INFO: Found device /dev/mmcblk0p6 on current boot device mmcblk0, using as mount for '(resin|balena)-data'.
find: /mnt/root/tmp/balena-supervisor/services: No such file or directory
[info]    Supervisor v15.0.4 starting up...
[info]    Setting host to discoverable
[debug]   Starting systemd unit: avahi-daemon.service
[debug]   Starting systemd unit: avahi-daemon.socket
[debug]   Starting logging infrastructure
[info]    Starting firewall
[warn]    Invalid firewall mode: . Reverting to state: off
[info]    Applying firewall mode: off
[success] Firewall mode applied
[debug]   Starting api binder
[debug]   Performing database cleanup for container log timestamps
[info]    Previous engine snapshot was not stored. Skipping cleanup.
[debug]   Handling of local mode switch is completed
(node:1) [DEP0005] DeprecationWarning: Buffer() is deprecated due to security and usability issues. Please use the Buffer.alloc(), Buffer.allocUnsafe(), or Buffer.from() methods instead.
(Use `node --trace-deprecation ...` to show where the warning was created)
[info]    API Binder bound to: https://api.aivero.lan/v6/
[event]   Event: Supervisor start {}
[info]    Starting API server
[info]    Supervisor API successfully started on port 48484
[debug]   Ensuring device is provisioned
[debug]   Connectivity check enabled: true
[debug]   Starting periodic check for IP addresses
[event]   Event: Device bootstrap {}
[info]    Waiting for connectivity...
[info]    VPN connection is not active.
[info]    New device detected. Provisioning...
[success] Initialised splash image backend
[info]    Reporting initial state, supervisor version and API info
[info]    Attempting to load any preloaded applications
[error]   LogBackend: unexpected error: Error: getaddrinfo EAI_AGAIN api.aivero.lan
[error]         at GetAddrInfoReqWrap.onlookupall [as oncomplete] (node:dns:119:26)
[event]   Event: Device bootstrap failed, retrying {"delay":30000,"error":{"cause":{},"isOperational":true,"errno":-3001,"code":"EAI_AGAIN","syscall":"getaddrinfo","hostname":"api.aivero.lan"}}
^C
root@9dc1123:~# ^C
root@9dc1123:~# ping api.aivero.lan
PING api.aivero.lan (192.168.88.243): 56 data bytes
64 bytes from 192.168.88.243: seq=0 ttl=64 time=1.528 ms
64 bytes from 192.168.88.243: seq=1 ttl=64 time=1.777 ms
^C

In the hostOS we can nslookup, ping or curl api.aivero.lan just fine.

Inside the supervisor container nslookup resolves it to the correct IP, but shows it as a Non-Authoritative answer.


@acostach any insights here? Thank you :slight_smile:

We have a temporary workaround:

The latest openBalena version for RaspberryPi3 that has the HQ camera fix AND connects correctly is the v2.94.4

For the RaspberryPi4 version v2.88.4+rev0 has both the HQ fix AND connects correctly.

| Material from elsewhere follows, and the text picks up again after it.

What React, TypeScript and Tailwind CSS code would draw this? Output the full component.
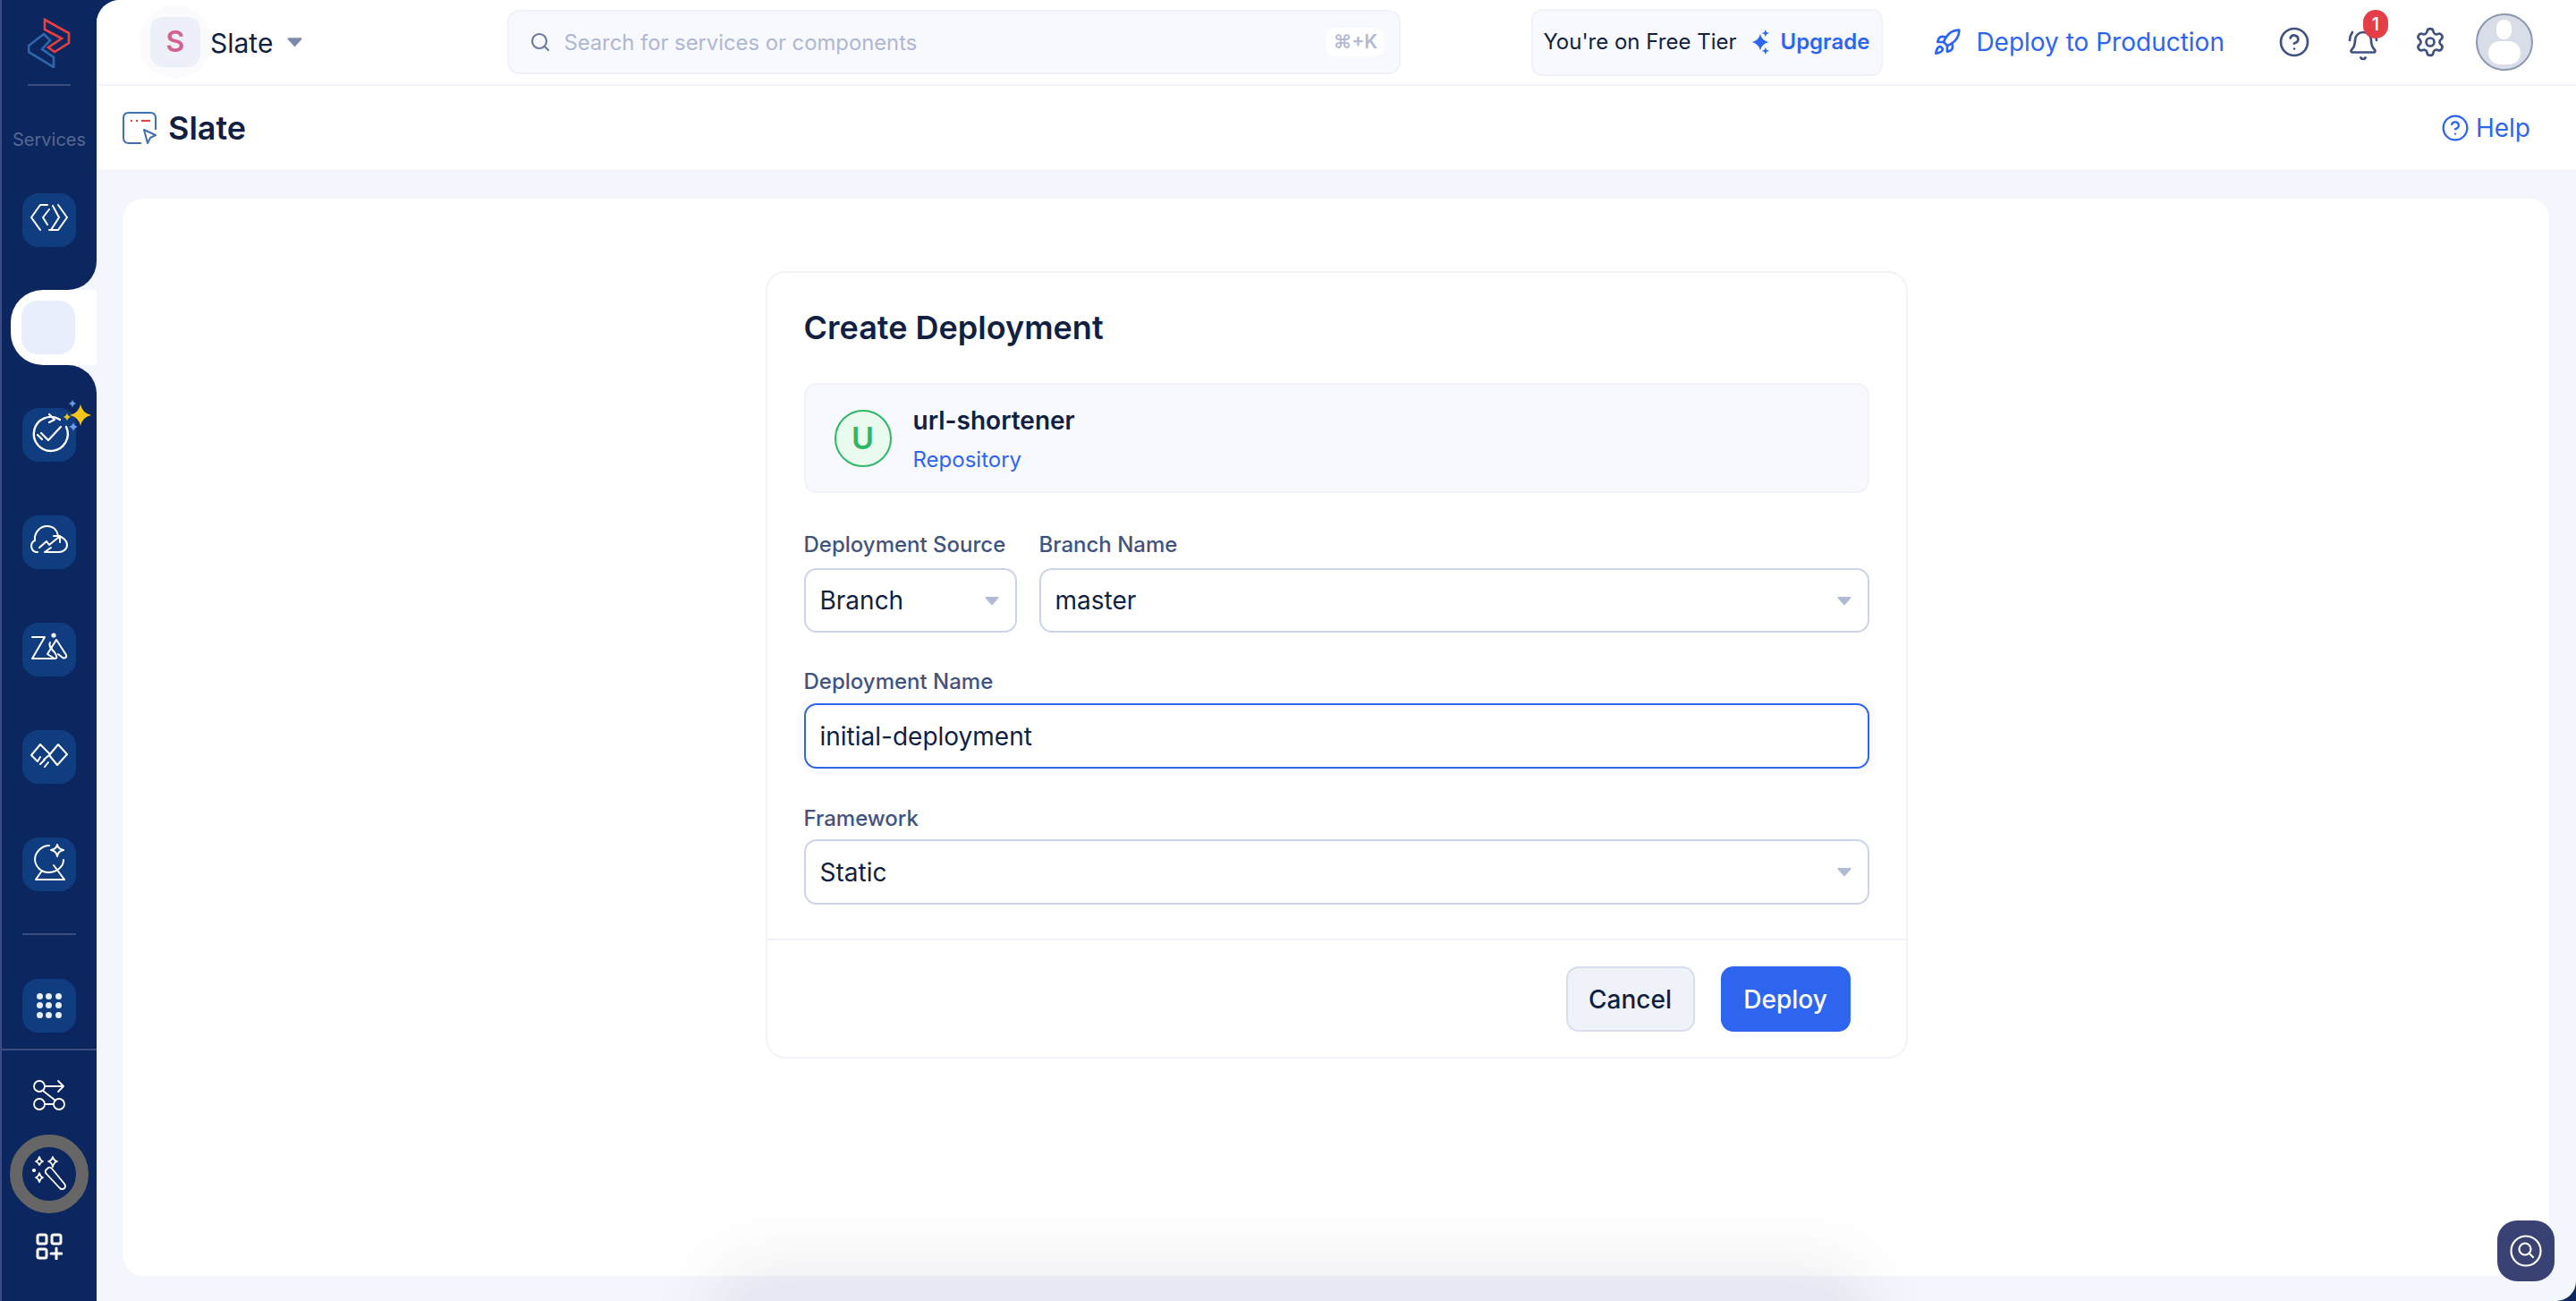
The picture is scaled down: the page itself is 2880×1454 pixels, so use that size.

The question is how we can get the new 5.x.x versions fixed such that RPI3 and RPI4 connect correctly.

Any news on a potential real fix or any guidance on how to debug this further?

FYI @alexgg This is the forum entry we have for Supervisor fails to resolve DNS on v4, v5 in offline/air-gapped setup using open-balena · Issue #2237 · balena-os/balena-supervisor · GitHub

Will document how to reproduce this. One thing we noticed was that our version of open balena was rather old. So we are in the progress of upgrading that.

After a long back and forth it turns out the main blocker was the DNS resolver on the router, plus some caching on both the router and within open balena confuscating the problem.

Instead of using the DNS resolver on the router we are now running https://knot-resolver.readthedocs.io/ on a machine in the network and having the router advertise the DNS server through DHCP.

We are using the steps from Quick tips: Server Name Indication for internal domains with Turris Omnia | dennogumi.org to configure a DNS entry for our aivero.lan domain and all sub-, sub-sub domains.

I will create a MR to open balena that allows for running open balena fully air-gapped and I’ll need some suggestions on how to best integrate that with the usage flow around make.